Moffatt Chosen as Citizen of the Year

At the spry age of 94, James Moffatt has been chosen as Virden’s Citizen of the Year. He was presented the award on December 4, 2010, by Mayor Jeff McConnell, one of the men who nominated Moffatt not only for this award, but also for the Order of Manitoba back in 2008.

An enthusiastic contributor to the community for nearly four decades, Moffatt relates that he was surprised and honoured to have been chosen for the award.

“I knew a couple weeks ahead of time that I was nominated, but I didn’t know I’d win.”

Deputy Mayor Terry Johnson, a member of the party responsible for nominating Moffatt, was not surprised. “Jim is a quiet, unassuming person and his legacy through the [historical] Aud Theatre and other projects that he has been involved with is quite significant; he is a person that is certainly worthy of the annual award from the town.”

After World War II, Moffatt left the army and travelled all over Canada before finally being sent to Virden by Swirtz Brothers Construction of Weyburn, Saskatchewan, in 1971. He had been appointed foreman on the building of the Westman Nursing Home.

“I came here to work, I lived in and ate at the Alec Hotel, and I married the cook,” says Moffatt of his late wife, Emily.

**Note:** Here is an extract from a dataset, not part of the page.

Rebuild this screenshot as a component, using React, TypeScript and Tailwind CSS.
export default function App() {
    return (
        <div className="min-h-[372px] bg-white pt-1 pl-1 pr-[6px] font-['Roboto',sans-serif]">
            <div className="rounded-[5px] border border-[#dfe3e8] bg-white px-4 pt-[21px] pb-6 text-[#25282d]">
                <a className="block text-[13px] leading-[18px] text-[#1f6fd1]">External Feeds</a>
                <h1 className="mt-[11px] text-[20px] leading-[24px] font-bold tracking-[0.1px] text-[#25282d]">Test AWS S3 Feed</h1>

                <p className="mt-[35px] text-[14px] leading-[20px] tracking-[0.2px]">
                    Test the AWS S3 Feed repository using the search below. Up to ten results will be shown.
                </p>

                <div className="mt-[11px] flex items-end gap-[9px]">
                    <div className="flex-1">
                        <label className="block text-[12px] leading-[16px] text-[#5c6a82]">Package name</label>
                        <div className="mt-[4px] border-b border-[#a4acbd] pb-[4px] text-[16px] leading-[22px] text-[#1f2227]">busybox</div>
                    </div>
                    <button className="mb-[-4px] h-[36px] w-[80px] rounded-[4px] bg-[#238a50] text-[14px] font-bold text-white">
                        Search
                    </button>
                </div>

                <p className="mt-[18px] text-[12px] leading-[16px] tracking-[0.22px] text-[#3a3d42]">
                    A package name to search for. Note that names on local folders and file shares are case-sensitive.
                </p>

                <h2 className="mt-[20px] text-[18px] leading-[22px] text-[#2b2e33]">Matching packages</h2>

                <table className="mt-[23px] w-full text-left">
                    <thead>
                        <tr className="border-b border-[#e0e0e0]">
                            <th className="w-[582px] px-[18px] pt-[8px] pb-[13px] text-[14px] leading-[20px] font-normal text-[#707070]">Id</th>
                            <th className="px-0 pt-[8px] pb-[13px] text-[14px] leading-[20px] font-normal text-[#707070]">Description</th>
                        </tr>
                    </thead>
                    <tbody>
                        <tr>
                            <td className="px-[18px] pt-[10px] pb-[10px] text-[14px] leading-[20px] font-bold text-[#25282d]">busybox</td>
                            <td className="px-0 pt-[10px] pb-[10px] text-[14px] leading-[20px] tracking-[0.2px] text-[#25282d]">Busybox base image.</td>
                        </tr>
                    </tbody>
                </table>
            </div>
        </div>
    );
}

Since he came to live in Virden, Moffatt has been a significant member of the community, and he has a wall of awards to show for it—although they are usually hidden behind photos of his grandchildren.

Moffatt’s tireless dedication to the town is most prominent in his indefatigable involvement with the Aud Theatre. Built in 1911, the Aud was used as a movie theatre until it fell into disrepair and talk of demolishing it arose. Wanting to ensure that the Aud lived to see another era, Moffatt was one of the leading members of a committee formed to save the Aud in 1980. He, along with others, dedicated countless hours to raising funds, meeting with stakeholders and restoring the Aud, hands on, to bring the theatre to its current state of antebellum grandeur that it is in now.

A member of the Board of the Auditorium Theatre Committee even today, Moffatt has been awarded a lifetime membership of the committee to honour his dedication and contribution to the theatre.

Moffatt’s involvement in the community is evident in many other areas and organizations as well. As a WWII veteran, he is also an active member of the Virden Legion and often frequents the hall to play cards—just recently he was dealt his very first 29 Crib hand. He served as President of Virden’s legion branch for the 1979-1980 term and has chaired many committees over the years. He has also given the keynote address at many Remembrance Day services at the Aud Theatre, at other local legions and in many school auditoriums over the years.

In 1996, Moffatt and his wife were recognized by Virden in Bloom for their plentiful produce and flower garden with first prize for Outstanding Vegetable Garden. An avid golfer, Moffatt spent a lot of time on the golf course with his clubs and still does, but he also tended to the flower beds and shrubbery for a number of years.

Moffatt has also sat on committees for the Sherwood Nursing Home and the Virden Cemetery. An active member of the Virden Curling Club, he was awarded an Honourary Life Membership in 1990 and can still be found gliding down the ice during weekly games throughout the winter.

Earlier this year, Moffatt was presented with the Canadian flag that flew in the Peace tower in Ottawa. A proud member of Virden, he entrusted the flag to the town for safe keeping and saw it hang in his beloved Aud Theatre for the Remembrance Day service this November.

Despite the array of local awards displayed behind his grandchildren’s photos, Moffatt maintains that you don’t go through life without help. “I didn’t get all of those by myself,” he says, motioning to the awards, “I had help getting those. I wouldn’t have done half of it if it hadn’t been for Emily.”

These days, beyond his involvement with the Aud and the Legion, Moffatt is kept busy with curling, socializing, playing cards, and caring for his cat, Rudi.

“My doctors keep me in shape,” he says with a smirk. “I got a pacemaker this year—it slowed down a bit, but they fixed me up and now it’s going over the speed limit.”

As to why Moffatt has given so much to his community, he explains that he is “pretty proud of Virden, it’s a tremendous town to live in.”

Another nominee considered for Virden’s Citizen of the Year award was Brenda Cameron who has been a prominent member of the community since she returned to Virden in 1989.

“Brenda is also very worthy of the award,” says Johnson, “and will probably be nominated and recognized in the future.”

Published in the Virden Empire-Advance.  January, 2011.